ECLI:NL:RVS:2022:292
Raad van State
- Hoger beroep
- Rechtspraak.nl
Hoger beroep vreemdeling tegen besluit staatssecretaris van Justitie en Veiligheid
Op 31 januari 2022 heeft de Afdeling bestuursrechtspraak van de Raad van State uitspraak gedaan in een hoger beroep van een vreemdeling tegen een besluit van de staatssecretaris van Justitie en Veiligheid. De staatssecretaris had op 24 december 2021 de vreemdeling opgedragen de Europese Unie onmiddellijk te verlaten en hem in vreemdelingenbewaring gesteld.
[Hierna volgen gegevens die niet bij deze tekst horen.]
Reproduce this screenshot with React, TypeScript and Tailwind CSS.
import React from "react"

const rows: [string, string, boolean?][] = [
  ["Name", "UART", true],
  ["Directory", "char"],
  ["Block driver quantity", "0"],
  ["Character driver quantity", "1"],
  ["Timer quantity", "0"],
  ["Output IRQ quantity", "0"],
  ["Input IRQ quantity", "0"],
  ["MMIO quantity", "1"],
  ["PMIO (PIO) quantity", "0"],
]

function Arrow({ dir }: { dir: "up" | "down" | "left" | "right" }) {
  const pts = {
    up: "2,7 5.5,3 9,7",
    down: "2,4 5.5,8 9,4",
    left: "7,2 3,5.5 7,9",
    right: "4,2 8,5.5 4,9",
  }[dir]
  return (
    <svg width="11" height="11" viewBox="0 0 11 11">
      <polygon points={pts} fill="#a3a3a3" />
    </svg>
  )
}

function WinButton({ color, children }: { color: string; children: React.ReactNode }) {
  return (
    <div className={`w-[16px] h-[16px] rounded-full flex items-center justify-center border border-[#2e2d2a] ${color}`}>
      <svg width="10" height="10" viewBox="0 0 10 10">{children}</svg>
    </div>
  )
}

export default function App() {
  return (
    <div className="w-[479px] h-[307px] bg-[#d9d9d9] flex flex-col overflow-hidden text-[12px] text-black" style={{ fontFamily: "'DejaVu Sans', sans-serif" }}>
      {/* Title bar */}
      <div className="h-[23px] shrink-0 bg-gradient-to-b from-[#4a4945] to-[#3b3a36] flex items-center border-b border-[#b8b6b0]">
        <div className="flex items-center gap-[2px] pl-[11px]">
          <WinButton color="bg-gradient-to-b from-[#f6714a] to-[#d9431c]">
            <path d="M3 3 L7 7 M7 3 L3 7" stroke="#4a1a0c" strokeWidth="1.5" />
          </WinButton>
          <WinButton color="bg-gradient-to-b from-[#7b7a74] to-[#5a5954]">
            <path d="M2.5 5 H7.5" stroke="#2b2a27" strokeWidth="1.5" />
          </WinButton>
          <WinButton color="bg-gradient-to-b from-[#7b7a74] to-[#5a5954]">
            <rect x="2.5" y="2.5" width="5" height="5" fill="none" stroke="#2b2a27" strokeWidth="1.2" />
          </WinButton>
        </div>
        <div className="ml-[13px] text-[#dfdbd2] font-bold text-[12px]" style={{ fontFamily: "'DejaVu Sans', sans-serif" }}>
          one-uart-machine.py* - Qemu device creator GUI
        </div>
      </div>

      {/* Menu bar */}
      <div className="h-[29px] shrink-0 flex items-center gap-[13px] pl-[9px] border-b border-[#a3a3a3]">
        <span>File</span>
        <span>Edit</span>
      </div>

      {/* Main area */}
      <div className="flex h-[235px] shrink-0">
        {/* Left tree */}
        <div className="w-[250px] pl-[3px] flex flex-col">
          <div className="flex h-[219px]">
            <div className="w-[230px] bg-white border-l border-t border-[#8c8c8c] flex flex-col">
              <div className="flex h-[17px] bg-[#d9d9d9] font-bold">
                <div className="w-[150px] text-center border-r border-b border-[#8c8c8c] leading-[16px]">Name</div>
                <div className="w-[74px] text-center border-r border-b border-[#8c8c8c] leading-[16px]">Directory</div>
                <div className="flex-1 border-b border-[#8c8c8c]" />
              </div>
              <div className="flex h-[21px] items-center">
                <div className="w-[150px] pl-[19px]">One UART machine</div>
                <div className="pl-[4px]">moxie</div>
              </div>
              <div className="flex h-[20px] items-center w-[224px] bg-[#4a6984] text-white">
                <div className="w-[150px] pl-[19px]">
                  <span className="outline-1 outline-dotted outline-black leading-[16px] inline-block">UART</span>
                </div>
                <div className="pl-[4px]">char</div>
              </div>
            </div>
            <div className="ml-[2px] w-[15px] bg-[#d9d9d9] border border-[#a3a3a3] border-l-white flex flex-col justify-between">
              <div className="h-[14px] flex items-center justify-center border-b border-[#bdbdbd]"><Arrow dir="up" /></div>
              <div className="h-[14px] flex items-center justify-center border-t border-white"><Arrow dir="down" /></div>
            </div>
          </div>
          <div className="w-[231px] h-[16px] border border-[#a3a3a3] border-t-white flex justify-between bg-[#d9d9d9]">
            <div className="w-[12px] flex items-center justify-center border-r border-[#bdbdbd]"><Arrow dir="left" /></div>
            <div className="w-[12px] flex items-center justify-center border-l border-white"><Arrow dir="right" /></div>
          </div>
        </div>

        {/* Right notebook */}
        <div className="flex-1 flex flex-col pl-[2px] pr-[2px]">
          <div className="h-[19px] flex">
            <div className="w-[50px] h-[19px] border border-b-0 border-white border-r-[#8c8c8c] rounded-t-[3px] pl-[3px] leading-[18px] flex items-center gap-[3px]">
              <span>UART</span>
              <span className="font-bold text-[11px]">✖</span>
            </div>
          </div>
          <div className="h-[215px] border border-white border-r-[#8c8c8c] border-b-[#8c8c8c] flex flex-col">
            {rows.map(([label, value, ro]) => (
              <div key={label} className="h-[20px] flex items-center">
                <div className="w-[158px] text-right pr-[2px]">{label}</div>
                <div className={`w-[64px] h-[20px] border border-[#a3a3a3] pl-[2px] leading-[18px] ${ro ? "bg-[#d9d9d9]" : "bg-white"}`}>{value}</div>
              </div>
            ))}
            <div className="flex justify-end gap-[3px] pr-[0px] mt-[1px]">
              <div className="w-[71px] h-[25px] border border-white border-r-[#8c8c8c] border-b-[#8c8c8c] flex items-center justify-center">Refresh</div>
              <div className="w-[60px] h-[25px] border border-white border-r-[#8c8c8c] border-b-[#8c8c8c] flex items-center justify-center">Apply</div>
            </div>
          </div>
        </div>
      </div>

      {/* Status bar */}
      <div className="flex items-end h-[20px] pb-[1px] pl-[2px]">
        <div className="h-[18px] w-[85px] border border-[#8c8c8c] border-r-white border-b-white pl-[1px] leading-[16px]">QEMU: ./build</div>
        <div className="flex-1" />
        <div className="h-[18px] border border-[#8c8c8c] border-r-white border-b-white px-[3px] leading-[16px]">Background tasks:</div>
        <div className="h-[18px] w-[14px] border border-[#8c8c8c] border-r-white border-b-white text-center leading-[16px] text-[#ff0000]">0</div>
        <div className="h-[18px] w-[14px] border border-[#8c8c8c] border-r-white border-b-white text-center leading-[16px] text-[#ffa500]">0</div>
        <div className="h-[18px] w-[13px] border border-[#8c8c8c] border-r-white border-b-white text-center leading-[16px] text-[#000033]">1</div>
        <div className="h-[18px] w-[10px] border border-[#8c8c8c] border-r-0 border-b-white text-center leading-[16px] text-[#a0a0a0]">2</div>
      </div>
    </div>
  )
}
De rechtbank Den Haag had op 5 januari 2022 de beroepen van de vreemdeling ongegrond verklaard en het verzoek om schadevergoeding afgewezen. De vreemdeling, vertegenwoordigd door mr. F.W. Verweij, heeft hiertegen hoger beroep ingesteld.
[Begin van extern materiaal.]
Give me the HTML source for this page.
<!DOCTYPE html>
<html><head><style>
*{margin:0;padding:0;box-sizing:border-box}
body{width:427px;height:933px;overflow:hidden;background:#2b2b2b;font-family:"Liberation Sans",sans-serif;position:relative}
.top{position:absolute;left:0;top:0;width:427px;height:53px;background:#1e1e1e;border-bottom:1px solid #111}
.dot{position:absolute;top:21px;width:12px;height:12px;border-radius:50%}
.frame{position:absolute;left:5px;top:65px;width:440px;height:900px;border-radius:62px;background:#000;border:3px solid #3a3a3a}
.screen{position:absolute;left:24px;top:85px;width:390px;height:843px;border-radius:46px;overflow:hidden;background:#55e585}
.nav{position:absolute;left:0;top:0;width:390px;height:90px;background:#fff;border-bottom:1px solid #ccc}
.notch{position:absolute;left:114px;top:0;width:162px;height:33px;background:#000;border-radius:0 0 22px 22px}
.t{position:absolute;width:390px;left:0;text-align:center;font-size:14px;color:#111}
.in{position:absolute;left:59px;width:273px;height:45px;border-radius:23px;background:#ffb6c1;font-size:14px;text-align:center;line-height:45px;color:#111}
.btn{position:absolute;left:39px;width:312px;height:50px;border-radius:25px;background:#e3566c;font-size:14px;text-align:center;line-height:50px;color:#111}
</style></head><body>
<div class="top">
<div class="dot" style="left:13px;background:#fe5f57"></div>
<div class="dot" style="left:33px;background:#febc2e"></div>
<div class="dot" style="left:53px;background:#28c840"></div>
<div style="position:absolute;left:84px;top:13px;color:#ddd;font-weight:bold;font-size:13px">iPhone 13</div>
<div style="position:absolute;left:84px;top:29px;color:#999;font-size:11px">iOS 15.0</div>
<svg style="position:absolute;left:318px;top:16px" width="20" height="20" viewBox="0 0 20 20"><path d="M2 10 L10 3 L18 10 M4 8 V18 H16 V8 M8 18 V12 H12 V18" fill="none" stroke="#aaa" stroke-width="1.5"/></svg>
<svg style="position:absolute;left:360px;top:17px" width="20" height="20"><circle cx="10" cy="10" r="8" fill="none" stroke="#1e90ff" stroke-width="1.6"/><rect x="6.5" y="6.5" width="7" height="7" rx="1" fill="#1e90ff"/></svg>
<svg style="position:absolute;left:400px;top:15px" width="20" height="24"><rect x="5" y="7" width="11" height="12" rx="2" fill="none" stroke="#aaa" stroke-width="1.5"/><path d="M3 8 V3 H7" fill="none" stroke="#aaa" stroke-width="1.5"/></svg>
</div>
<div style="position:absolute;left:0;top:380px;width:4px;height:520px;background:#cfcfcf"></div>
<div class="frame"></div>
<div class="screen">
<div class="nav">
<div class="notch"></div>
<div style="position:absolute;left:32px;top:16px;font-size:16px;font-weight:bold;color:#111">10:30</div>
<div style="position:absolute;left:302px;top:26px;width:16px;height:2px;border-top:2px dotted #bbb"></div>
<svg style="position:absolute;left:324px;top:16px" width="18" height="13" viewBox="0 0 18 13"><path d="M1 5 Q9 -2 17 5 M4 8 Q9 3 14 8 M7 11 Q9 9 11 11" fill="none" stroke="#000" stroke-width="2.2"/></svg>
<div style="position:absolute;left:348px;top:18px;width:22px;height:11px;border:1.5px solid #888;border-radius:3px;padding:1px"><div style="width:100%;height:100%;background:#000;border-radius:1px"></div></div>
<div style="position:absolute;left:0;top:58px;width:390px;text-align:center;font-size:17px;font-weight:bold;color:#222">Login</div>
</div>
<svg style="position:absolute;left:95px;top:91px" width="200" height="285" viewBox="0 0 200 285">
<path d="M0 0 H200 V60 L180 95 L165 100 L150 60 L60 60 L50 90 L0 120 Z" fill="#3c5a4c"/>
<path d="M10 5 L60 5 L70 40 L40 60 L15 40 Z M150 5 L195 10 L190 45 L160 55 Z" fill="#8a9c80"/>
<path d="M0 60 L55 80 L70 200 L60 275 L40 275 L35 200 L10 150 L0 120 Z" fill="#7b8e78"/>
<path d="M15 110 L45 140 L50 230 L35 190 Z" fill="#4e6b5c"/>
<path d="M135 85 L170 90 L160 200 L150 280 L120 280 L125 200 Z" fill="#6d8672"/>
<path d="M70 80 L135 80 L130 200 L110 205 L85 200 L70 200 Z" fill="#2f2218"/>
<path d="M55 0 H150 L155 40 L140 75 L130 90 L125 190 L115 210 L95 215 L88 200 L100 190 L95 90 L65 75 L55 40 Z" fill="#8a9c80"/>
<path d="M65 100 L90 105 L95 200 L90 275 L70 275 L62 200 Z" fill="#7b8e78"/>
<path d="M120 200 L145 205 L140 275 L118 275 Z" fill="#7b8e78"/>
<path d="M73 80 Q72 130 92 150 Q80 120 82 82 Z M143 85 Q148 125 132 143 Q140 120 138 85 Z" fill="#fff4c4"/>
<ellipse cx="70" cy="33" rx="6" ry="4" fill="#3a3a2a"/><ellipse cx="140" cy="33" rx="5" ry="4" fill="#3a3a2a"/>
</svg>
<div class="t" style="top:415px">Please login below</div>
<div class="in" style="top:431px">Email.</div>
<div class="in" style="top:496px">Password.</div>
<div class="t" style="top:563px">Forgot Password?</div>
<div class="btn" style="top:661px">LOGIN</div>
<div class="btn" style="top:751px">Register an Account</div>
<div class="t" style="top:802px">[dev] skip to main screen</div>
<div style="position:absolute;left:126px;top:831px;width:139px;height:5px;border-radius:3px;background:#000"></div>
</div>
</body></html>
De Raad van State oordeelde dat het hoger beroep niet leidt tot vernietiging van de uitspraak van de rechtbank. De reden hiervoor is dat het hogerberoepschrift geen vragen bevat die in het belang van de rechtseenheid, de rechtsontwikkeling of de rechtsbescherming in algemene zin beantwoord moeten worden. De rechtsvraag die in het hoger beroep aan de orde is, is eerder door de Afdeling beantwoord, waardoor er geen aanleiding is om in dit geval anders te oordelen.
Uiteindelijk werd het hoger beroep ongegrond verklaard en werd de uitspraak van de rechtbank bevestigd. De staatssecretaris werd niet verplicht om proceskosten te vergoeden. De uitspraak werd openbaar uitgesproken op 31 januari 2022.